Composer and Explorer

19th April 1942 - 5th July 2010

 

            Our much loved David Fanshawe  died peacefully on 5th July following a stroke.  He was one of Britain’s finest musicians, composer of African Sanctus and many other notable works, and a tireless recordist who travelled the world rescuing music which would otherwise now be extinct.

            I had the honour to get to know  David and his wife Jane when I was looking for someone to help me with the Suite Guernesiaise.  They lived not far from me, and they gave me invaluable help and advice, without which the outcome for my father’s music would have been very different.
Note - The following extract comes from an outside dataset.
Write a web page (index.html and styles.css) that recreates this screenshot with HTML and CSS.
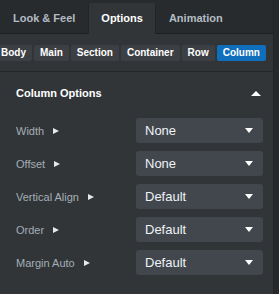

          David was as fine a man as he was a musician:  open-hearted and generous, he conveyed a sense of spontaneity and freedom which is rare in someone in his position in the world, and he will be sorely missed. A memorial website has been created for him at www.davidfanshawe.com.

Ildiko Hayes, July 2010

         

This is the comment he sent me for the premiere of the Suite Guernesiaise:

Suite Guernesiaise is a musical gift, ranking with the very best of the established English repertoire. The fact that it was re-discovered, ‘mouldering away’, at the bottom of a dusty cupboard, beggars belief. It is incredulous that its composer, John Crossley Hayes, died without ever hearing this charming work performed live by a symphony orchestra. 

In 4 Movements the composer displays a formidable technique; he is a natural master-craftsman of composition. Here is a symphonic suite of very endearing qualities, composed under the German Occupation of Guernsey in 1942 during the depths of WWII. As Ildiko Hayes, the composer’s daughter, so rightly states: “The Suite Guernesiaise is a happy, exuberant and tuneful work”… I would like to add: a patriotic, romantic, and nostalgic gem, which deserves to be performed, broadcast and recorded for us all to treasure in perpetuity.